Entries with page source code
--- Begin ---
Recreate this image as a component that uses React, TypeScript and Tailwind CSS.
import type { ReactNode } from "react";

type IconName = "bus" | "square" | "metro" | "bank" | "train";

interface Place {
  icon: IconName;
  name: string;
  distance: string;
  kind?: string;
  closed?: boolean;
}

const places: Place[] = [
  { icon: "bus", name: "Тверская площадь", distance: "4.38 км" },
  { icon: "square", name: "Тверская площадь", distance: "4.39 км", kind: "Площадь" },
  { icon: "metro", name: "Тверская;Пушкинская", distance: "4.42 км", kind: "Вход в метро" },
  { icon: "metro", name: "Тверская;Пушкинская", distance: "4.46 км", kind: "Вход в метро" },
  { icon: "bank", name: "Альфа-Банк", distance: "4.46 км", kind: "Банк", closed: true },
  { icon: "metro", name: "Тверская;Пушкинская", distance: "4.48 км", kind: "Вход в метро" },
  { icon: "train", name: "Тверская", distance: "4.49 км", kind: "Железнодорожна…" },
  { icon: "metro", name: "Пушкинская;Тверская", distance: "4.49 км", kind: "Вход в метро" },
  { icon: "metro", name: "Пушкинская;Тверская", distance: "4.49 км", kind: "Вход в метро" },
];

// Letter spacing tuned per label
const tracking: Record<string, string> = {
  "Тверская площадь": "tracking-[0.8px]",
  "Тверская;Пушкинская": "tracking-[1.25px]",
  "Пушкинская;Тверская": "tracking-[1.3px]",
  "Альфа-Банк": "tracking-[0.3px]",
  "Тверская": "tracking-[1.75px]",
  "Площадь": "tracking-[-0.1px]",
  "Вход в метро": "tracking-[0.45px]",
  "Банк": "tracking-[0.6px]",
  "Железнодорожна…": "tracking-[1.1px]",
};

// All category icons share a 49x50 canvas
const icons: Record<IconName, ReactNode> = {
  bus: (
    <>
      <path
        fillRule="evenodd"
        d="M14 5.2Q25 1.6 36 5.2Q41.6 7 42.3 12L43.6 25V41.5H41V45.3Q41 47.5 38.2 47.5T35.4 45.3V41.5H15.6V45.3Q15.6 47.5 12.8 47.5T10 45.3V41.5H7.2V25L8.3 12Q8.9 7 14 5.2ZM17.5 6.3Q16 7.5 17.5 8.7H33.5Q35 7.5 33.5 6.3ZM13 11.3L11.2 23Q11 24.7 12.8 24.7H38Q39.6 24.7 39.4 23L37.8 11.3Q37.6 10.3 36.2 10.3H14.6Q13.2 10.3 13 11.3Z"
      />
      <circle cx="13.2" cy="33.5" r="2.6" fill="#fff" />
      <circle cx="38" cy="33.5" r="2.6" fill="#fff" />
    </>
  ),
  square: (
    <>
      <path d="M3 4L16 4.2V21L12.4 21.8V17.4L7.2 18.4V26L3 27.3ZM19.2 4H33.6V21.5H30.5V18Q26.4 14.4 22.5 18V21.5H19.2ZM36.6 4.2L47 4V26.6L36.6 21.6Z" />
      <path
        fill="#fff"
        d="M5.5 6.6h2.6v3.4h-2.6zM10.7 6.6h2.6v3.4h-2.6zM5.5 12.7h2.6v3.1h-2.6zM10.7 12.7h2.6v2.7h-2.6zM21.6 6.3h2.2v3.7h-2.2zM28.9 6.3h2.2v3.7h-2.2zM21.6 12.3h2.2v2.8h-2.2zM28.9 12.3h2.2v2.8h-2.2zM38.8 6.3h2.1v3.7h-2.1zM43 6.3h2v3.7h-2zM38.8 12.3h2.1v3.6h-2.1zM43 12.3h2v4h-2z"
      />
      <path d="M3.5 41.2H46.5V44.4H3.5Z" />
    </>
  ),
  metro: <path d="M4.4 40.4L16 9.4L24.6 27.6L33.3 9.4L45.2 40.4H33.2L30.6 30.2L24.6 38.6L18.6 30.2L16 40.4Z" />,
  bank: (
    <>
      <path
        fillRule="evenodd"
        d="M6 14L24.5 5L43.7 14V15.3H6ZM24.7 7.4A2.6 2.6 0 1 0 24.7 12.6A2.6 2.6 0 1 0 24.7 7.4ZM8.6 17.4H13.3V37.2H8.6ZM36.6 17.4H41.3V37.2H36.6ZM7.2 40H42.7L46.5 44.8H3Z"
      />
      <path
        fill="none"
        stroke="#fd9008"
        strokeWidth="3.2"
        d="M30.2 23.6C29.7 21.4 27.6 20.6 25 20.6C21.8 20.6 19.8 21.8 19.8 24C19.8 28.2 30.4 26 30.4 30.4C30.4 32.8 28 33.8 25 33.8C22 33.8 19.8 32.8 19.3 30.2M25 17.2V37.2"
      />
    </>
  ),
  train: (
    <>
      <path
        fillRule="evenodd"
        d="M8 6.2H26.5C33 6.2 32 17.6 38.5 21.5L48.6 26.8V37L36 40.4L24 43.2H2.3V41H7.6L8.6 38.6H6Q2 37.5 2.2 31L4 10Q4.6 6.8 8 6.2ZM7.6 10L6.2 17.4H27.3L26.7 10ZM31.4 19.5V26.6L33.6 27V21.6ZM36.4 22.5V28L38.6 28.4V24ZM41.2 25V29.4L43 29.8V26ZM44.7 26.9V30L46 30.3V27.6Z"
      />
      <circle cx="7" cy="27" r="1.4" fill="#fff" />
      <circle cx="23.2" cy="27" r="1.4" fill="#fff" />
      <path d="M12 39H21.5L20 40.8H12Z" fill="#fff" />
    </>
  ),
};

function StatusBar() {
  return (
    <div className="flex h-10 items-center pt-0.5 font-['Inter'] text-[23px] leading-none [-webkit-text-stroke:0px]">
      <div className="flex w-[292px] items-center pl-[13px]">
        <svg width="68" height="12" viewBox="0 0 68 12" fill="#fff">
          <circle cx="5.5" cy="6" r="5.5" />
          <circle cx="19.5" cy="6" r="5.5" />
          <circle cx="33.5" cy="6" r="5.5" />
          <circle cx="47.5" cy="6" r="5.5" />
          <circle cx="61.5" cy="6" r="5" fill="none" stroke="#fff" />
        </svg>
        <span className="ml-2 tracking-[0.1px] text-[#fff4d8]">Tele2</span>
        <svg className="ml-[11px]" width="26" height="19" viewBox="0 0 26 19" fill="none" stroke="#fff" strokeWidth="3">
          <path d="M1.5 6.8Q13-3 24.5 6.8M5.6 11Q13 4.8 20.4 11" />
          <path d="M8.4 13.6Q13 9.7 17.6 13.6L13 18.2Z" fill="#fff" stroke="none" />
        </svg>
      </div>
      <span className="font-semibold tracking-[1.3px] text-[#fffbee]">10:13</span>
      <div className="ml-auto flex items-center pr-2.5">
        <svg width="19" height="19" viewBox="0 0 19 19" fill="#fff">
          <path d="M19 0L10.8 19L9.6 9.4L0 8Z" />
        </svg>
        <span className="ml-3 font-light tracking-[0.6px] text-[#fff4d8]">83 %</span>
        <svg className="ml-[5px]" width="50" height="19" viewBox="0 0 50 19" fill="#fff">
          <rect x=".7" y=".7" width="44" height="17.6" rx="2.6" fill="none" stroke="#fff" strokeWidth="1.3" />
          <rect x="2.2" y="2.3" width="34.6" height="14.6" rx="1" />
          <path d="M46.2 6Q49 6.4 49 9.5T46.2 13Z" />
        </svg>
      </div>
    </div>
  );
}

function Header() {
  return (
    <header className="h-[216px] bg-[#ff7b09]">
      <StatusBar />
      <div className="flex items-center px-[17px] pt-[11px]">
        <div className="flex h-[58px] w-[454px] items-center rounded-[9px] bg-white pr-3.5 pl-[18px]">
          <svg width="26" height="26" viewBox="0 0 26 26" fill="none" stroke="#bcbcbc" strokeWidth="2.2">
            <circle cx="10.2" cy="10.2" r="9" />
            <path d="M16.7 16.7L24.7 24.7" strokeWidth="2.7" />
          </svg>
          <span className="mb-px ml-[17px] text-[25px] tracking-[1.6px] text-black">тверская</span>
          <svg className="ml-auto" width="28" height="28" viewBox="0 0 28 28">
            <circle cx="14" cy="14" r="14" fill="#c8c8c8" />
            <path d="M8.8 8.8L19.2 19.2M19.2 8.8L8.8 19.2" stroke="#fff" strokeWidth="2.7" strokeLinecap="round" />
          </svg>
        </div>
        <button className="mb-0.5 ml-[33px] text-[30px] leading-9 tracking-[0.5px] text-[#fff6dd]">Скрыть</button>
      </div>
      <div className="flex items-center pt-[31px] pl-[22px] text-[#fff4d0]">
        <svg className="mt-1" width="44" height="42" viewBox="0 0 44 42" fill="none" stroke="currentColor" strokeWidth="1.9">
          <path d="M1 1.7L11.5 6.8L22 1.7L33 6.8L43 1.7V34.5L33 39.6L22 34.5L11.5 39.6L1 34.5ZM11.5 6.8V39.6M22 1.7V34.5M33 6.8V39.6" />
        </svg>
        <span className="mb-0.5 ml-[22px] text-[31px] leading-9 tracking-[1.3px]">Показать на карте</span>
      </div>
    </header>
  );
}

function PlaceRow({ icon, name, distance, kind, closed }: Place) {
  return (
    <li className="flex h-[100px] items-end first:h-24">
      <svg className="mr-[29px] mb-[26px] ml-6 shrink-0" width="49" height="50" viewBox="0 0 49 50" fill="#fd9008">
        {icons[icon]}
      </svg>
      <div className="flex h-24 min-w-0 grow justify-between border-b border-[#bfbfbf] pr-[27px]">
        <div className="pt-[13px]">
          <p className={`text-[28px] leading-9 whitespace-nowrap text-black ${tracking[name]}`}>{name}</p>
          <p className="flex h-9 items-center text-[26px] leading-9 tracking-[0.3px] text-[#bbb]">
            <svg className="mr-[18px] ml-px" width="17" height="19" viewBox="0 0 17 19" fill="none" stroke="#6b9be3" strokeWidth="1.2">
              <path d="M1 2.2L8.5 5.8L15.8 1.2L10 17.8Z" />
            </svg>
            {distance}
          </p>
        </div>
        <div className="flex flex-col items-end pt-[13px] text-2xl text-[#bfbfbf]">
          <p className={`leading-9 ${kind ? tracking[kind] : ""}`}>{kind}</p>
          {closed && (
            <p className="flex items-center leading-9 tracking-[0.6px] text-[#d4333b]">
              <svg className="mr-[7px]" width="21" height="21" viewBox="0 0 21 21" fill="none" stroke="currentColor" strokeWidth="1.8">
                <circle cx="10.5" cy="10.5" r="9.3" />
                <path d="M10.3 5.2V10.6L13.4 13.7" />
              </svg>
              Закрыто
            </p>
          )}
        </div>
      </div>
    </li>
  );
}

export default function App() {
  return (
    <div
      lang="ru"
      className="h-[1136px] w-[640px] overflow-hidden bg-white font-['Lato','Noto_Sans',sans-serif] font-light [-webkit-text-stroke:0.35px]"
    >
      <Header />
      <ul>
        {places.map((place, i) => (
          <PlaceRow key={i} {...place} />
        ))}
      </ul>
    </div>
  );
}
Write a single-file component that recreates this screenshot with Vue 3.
--- End ---
- Task details -
From the listing above, collect each line in which the string "this" appears.

- Written answer -
Recreate this image as a component that uses React, TypeScript and Tailwind CSS.
Write a single-file component that recreates this screenshot with Vue 3.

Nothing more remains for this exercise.